Support for Republicans on top-of-ballot races in North Carolina has declined slightly over the past two months, while support for Democrats has remained steady, according to the latest Carolina Journal poll of likely voters.

Republican Mark Robinson and Democrat Josh Stein are in a statistical dead heat for the governor’s mansion at 39% support apiece. Robinson’s support declined from April when it stood at 44%, while Stein’s remained steady at 39% since March. Libertarian candidate Mike Ross picked up support, from 2% in March to 4% this month.

Robinson is the current lieutenant governor and Stein is the current attorney general.

“The lead Mark Robinson enjoyed earlier this year is all but gone,” said Carolina Journal publisher and John Locke Foundation CEO Donald Bryson. “This has not translated in a significant bump in Stein’s numbers, but rather an increase in support for third party candidates and undecided voters. Both Stein and Robinson campaigns will have to put in overtime to pull out a win in this race.”

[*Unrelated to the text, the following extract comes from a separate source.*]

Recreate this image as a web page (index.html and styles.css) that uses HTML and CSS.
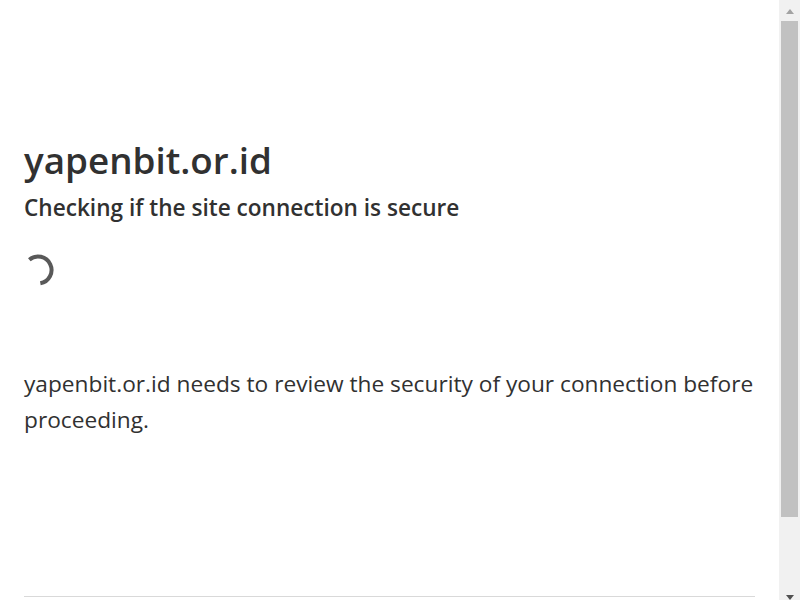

Meanwhile, the spread in the race for president is wider, at 43% support for former President Donald Trump and 38% support for President Joe Biden. Independent candidate Robert F. Kennedy Jr.’s support stood at 9%.

One of the more consequential statewide races this year is for the NC Supreme Court. That race between Democrat Allison Riggs and Republican Jefferson Griffin is deadlocked at 39% support for Riggs and 40% support for Griffin.

According to the poll results, Republicans maintained an advantage on the generic ballot for legislative and congressional offices. Forty-seven percent would support the GOP for the generic legislative ballot and 43% would pick a Democrat, while 48% picked Republicans for Congress and 43% a Democrat for the same offices. Those numbers are largely unchanged from the April CJ poll.

Approval ratings for President Joe Biden and NC Gov. Roy Cooper remained steady as well, at 36% and 44%, respectively. Fifty-seven percent disapproved of Biden’s performance in office and 38% gave a thumbs down to Cooper.

The CJ poll also queried voter attitudes on a range of hot-button topics. One of those is the Diversity, Equity, and Inclusion — or DEI — agenda. A plurality of voters, 39%, oppose completely eliminating DEI from policy handbooks, while a similar portion support removing it, 35%.

More than half of voters believe the state is taxing too much, and 41% would like to see a rule passed to return any state budget surplus to taxpayers. Seventeen percent would like to use the surplus to expand the state budget, and 16% would prefer that lawmakers save the money for future emergencies.

“While the government is happy to see a surplus over a deficit, taxpayers want their money back,” said Bryson. “After consecutive years of surplus and a healthy rainy-day fund, now is the time to return taxpayers’ hard-earned money.”

One of the more controversial recent spending decisions by the General Assembly is the approval of $500 million in funding in the new budget for NCInnovation, a private nonprofit created by some business leaders in 2018. A plurality of voters say they oppose the NCInnovation budget pledge. 

On the question of the legalization of video gambling in North Carolina, 47% of likely voters oppose the idea while 21% support and 24% are neutral. A majority of voters, 66%, support local sheriffs cooperating with ICE. These support levels hold across party lines: Republicans at 90%, Independents at 60%, and Democrats at 49%.

The poll surveyed 600 likely general election voters and has a plus or minus margin of error of about 4%.